DAVOS (Reuters) — Marsh & McLennan Cos Inc, is considering all options for its Putnam Investments asset management unit, including scrapping a potential sale plan, chief executive Michael Cherkasky said in Davos yesterday, sending its shares down 1.7 percent.The sale of Putnam, first indicated last year, could reap up to $3.9 billion for Marsh, according to newspaper reports, and Canadian fund manager Power Financial Corp has said it is in talks with Marsh to buy Putnam.

But analysts and industry officials have since said that rising redemptions and poor performances by its top funds could mean a lower price than anticipated.

Speaking on the sidelines of the World Economic Forum, Cherkasky said the group was considering all options for the unit including retaining a stake and even taking it off the block altogether.

“It is always complicated. It is a terrific company ... At the same time, if someone had the structure of a deal and the certainty for our shareholders, we would be interested. It is about weighing a number of factors,” Cherkasky said in an interview.

He declined to comment on the value Marsh, the world’s largest insurance broker, would consider adequate for the business. “The market will tell you what the value (of the asset) is. The question is whether (we find that) acceptable,” he said.

He confirmed a decision on Putnam was expected to be reached by the end of January, adding that he expected no further divestments after the issue was resolved.

Marsh shares were down 1.5 percent at $29.56 in midday trade on the New York Stock Exchange in a weak overall market.

“He’s reinforced the fact that there is still some uncertainty that a deal will be finalised. And they are still negotiating,” said Bill Bergman, equity analyst at Morningstar, adding that a deal would be positive for Marsh.

Some industry observers had expressed doubts whether a deal would go through at all, given that Putnam’s top funds are under-performing peers and investors are leaving them in droves.

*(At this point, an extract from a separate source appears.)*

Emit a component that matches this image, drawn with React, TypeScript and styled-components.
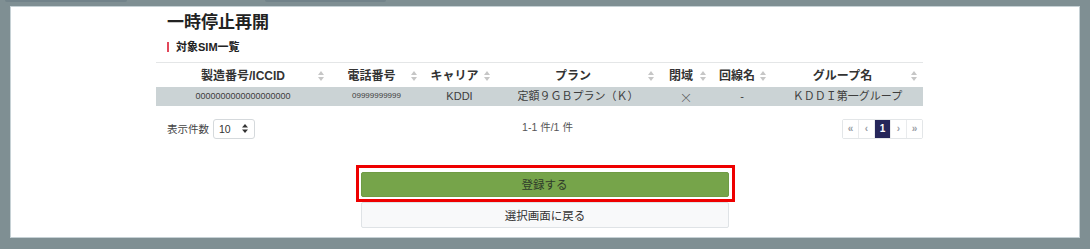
import styled, { createGlobalStyle } from "styled-components"

const GlobalStyle = createGlobalStyle`
  html, body {
    margin: 0;
    padding: 0;
    background: #7f8f93;
    font-family: "Liberation Sans", "Noto Sans CJK JP", sans-serif;
    color: #333;
  }
`

const columns = [
  { title: "製造番号/ICCID", width: 174, value: "0000000000000000000", size: 9 },
  { title: "電話番号", width: 93, value: "09999999999", size: 8 },
  { title: "キャリア", width: 73, value: "KDDI", size: 11 },
  { title: "プラン", width: 164, value: "定額９ＧＢプラン（Ｋ）", size: 11 },
  { title: "閉域", width: 52, value: "×", size: 13, thin: true },
  { title: "回線名", width: 60, value: "-", size: 11 },
  { title: "グループ名", width: 151, value: "ＫＤＤＩ第一グループ", size: 11 },
]

const pages = [
  { label: "«", active: false },
  { label: "‹", active: false },
  { label: "1", active: true },
  { label: "›", active: false },
  { label: "»", active: false },
]

function SortIcon() {
  return (
    <SortSvg width="6" height="10" viewBox="0 0 6 10">
      <path d="M3 0 L6 4 L0 4 Z" fill="#c6c6c6" />
      <path d="M3 10 L6 6 L0 6 Z" fill="#c6c6c6" />
    </SortSvg>
  )
}

export default function App() {
  return (
    <>
      <GlobalStyle />
      <Page>
        <TopEdge>
          <EdgeShade $width={122} />
          <EdgeShade $width={121} />
        </TopEdge>
        <Panel>
          <Content>
            <Title>一時停止再開</Title>
            <SubTitle>対象SIM一覧</SubTitle>
            <Table>
              <colgroup>
                {columns.map((c) => (
                  <col key={c.title} style={{ width: c.width }} />
                ))}
              </colgroup>
              <thead>
                <tr>
                  {columns.map((c) => (
                    <Th key={c.title}>
                      {c.title}
                      <SortIcon />
                    </Th>
                  ))}
                </tr>
              </thead>
              <tbody>
                <DataRow>
                  {columns.map((c) => (
                    <Td key={c.title} $size={c.size} $thin={!!c.thin}>
                      {c.value}
                    </Td>
                  ))}
                </DataRow>
              </tbody>
            </Table>
            <Footer>
              <LengthBox>
                表示件数
                <Select>
                  10
                  <svg width="6" height="9" viewBox="0 0 6 9">
                    <path d="M3 0 L6 3.5 L0 3.5 Z" fill="#333" />
                    <path d="M3 9 L6 5.5 L0 5.5 Z" fill="#333" />
                  </svg>
                </Select>
              </LengthBox>
              <Info>1-1 件/1 件</Info>
              <Pager>
                {pages.map((p, i) => (
                  <PageItem key={i} $active={p.active}>
                    {p.label}
                  </PageItem>
                ))}
              </Pager>
            </Footer>
          </Content>
          <ButtonArea>
            <Highlight>
              <SubmitButton>登録する</SubmitButton>
            </Highlight>
            <BackButton>選択画面に戻る</BackButton>
          </ButtonArea>
        </Panel>
      </Page>
    </>
  )
}

const Page = styled.div`
  width: 1090px;
  height: 249px;
  box-sizing: border-box;
  padding: 0 10px 11px 10px;
  display: flex;
  flex-direction: column;
`
const TopEdge = styled.div`
  height: 6px;
  display: flex;
  gap: 138px;
  margin-left: -5px;
`
const EdgeShade = styled.div<{ $width: number }>`
  width: ${(p) => p.$width}px;
  height: 2px;
  background: #72838a;
  border-radius: 0 0 2px 2px;
`
const Panel = styled.div`
  flex: 1;
  background: #ffffff;
  border: 1px solid #c6d1d5;
  padding-bottom: 9px;
  display: flex;
  flex-direction: column;
`
const Content = styled.div`
  width: 767px;
  margin-left: 145px;
`
const Title = styled.h1`
  margin: 4px 0 0 11px;
  font-size: 17px;
  line-height: 24px;
  font-weight: bold;
  color: #222;
`
const SubTitle = styled.h2`
  margin: 4px 0 0 11px;
  font-size: 11px;
  line-height: 16px;
  font-weight: bold;
  color: #222;
  display: flex;
  align-items: center;
  &::before {
    content: "";
    width: 2px;
    height: 10px;
    background: #e2475a;
    margin-right: 7px;
  }
`
const Table = styled.table`
  margin-top: 7px;
  width: 767px;
  table-layout: fixed;
  border-collapse: collapse;
`
const Th = styled.th`
  position: relative;
  height: 24px;
  box-sizing: border-box;
  border-top: 1px solid #e4e6e7;
  padding: 0 14px 0 4px;
  font-size: 12px;
  font-weight: bold;
  text-align: center;
  color: #333;
  white-space: nowrap;
  &:first-child {
    padding: 0 6px 0 6px;
  }
`
const SortSvg = styled.svg`
  position: absolute;
  right: 6px;
  top: 8px;
`
const DataRow = styled.tr`
  background: #cbd3d5;
`
const Td = styled.td<{ $size: number; $thin: boolean }>`
  height: 19px;
  padding: 0 4px;
  text-align: center;
  font-size: ${(p) => p.$size}px;
  line-height: 1;
  font-family: ${(p) =>
    p.$thin ? `"Noto Sans CJK JP", sans-serif` : "inherit"};
  font-weight: ${(p) => (p.$thin ? 300 : "normal")};
  color: ${(p) => (p.$thin ? "#555" : "#3d3d3d")};
  white-space: nowrap;
`
const Footer = styled.div`
  margin-top: 13px;
  display: grid;
  grid-template-columns: 1fr auto 1fr;
  align-items: center;
  height: 20px;
`
const LengthBox = styled.div`
  display: flex;
  align-items: center;
  gap: 4px;
  margin-left: 11px;
  font-size: 10.5px;
  color: #444;
`
const Select = styled.div`
  width: 42px;
  height: 20px;
  box-sizing: border-box;
  border: 1px solid #d5d9dc;
  border-radius: 3px;
  display: flex;
  align-items: center;
  justify-content: space-between;
  padding: 0 6px 0 5px;
  font-size: 10.5px;
  color: #333;
`
const Info = styled.div`
  font-size: 10.5px;
  color: #555;
  padding: 0 0 4px 16px;
`
const Pager = styled.div`
  justify-self: end;
  display: flex;
  border: 1px solid #e3e6e8;
  border-radius: 2px;
`
const PageItem = styled.div<{ $active: boolean }>`
  width: 15px;
  height: 18px;
  display: flex;
  align-items: center;
  justify-content: center;
  font-size: 10px;
  font-weight: bold;
  color: ${(p) => (p.$active ? "#ffffff" : "#9aa0a6")};
  background: ${(p) => (p.$active ? "#26265a" : "#ffffff")};
  & + & {
    border-left: 1px solid #e9ebed;
  }
`
const ButtonArea = styled.div`
  margin-top: 26px;
  display: flex;
  flex-direction: column;
  align-items: center;
`
const Highlight = styled.div`
  border: 3px solid #ee0000;
  padding: 4px 3px 2px 2px;
`
const SubmitButton = styled.div`
  width: 368px;
  height: 25px;
  box-sizing: border-box;
  border-radius: 2px;
  border: 1px solid #6f9b44;
  background: #76a44a;
  display: flex;
  align-items: center;
  justify-content: center;
  font-size: 11.5px;
  color: #2f3b2a;
`
const BackButton = styled.div`
  width: 368px;
  height: 26px;
  box-sizing: border-box;
  border-radius: 2px;
  border: 1px solid #dfe3e6;
  background: #f8f9fa;
  display: flex;
  align-items: center;
  justify-content: center;
  font-size: 11.5px;
  color: #333;
`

Boston-based Financial Research Corp (FRC) said that Putnam again saw the heaviest redemptions in long term stock and bond mutual funds, losing $1 billion in November. It lost $13.8 billion in assets in 2006 till end-November, FRC said.

Morningstar’s Putnam analyst Reginald Laing said it would not make a difference who owned Putnam and the main thing for the firm, which has $191 billion in total assets, is retaining key investments people.

“The difference has to come from within Putnam, whoever the corporate owner is,” he added.